“But it’s been 14 years of silence. It’s been 14 years of pain. It’s been 14 years that are gone forever, and I’ll never have again,” Guns N’ Roses sang back in the day. They could have been singing about the seemingly neverending IC4 saga.
According to the transport minister, Hans Christian Schmidt, the Transport Committee will meet with railway operators DSB before the summer break and the future outlook for the IC4 trains looks bleak.
“I don’t think that the IC4 will become the backbone for future traffic,” Schmidt said according to DR Nyheder. “In the DSB contract, there are funds set aside for new material and DSB are currently working on that.”

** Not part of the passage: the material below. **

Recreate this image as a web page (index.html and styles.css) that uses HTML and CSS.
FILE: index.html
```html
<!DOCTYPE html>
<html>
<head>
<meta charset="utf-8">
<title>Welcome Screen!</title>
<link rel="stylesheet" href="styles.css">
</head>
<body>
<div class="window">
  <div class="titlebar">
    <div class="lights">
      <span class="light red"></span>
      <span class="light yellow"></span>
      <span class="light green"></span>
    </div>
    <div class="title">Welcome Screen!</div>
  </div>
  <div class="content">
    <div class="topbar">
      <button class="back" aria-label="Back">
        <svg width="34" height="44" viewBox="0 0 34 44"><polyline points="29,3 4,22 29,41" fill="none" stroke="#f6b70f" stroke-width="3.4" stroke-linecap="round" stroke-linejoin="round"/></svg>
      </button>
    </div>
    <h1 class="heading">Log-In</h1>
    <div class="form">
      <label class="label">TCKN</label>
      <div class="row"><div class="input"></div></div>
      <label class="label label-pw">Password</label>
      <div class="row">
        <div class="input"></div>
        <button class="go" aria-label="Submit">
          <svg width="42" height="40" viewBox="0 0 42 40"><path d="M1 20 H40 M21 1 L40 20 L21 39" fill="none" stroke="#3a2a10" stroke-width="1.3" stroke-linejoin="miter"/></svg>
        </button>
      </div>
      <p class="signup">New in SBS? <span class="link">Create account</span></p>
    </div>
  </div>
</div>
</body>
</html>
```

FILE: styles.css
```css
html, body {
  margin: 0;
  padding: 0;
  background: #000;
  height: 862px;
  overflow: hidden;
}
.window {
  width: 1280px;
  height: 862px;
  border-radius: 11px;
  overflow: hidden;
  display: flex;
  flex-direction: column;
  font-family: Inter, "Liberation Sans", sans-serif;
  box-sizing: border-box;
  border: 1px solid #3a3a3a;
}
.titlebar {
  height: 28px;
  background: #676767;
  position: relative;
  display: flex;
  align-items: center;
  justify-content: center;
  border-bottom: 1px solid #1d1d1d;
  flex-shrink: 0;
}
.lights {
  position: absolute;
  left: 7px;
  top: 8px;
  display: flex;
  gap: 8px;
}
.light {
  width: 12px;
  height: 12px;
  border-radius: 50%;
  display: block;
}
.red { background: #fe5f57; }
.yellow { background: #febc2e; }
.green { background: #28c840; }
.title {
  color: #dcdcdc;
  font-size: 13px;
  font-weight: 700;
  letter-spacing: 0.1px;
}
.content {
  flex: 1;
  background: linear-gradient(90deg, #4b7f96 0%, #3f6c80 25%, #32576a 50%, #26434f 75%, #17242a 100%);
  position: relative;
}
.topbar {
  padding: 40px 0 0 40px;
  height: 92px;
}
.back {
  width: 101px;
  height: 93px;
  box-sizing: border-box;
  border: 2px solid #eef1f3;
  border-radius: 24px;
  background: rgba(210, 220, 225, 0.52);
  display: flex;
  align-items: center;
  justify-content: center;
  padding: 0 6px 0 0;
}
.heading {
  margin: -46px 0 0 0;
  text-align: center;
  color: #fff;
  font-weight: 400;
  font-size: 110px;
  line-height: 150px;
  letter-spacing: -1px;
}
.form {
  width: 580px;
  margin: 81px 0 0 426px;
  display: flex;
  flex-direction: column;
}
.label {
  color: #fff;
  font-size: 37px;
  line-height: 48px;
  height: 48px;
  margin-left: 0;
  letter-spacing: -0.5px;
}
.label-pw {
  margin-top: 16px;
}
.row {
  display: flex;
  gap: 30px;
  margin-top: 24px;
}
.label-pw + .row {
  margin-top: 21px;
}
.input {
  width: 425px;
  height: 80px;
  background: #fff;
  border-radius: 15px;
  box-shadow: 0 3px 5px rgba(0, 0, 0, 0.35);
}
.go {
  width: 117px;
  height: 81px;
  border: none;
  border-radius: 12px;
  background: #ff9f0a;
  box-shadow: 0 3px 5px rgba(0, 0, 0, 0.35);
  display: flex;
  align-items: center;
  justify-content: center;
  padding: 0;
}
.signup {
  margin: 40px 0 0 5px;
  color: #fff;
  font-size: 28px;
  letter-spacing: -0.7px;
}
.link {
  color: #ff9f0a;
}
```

Schmidt contends that DSB doesn’t see much of a future for the IC4 trains either, and plans are afoot to gradually phase out the scandal-ridden trains.
Worst. Trains. Ever
When the trains were ordered in 2000, the IC4 was seen as the train of the future for the Danish railways. Alas, it was not to be.
Not only was the arrival of the trains continuously delayed by its Italian supplier AnsaldoBreda – the final trains were 13 years late – but when they finally did come they were ridden with technical and structural problems that kept many of them from ever carrying passengers.
As a result, there are few IC4 trains on the rails between Copenhagen and Aarhus, and recently more technical issues have emerged, including the doors not being able to close properly.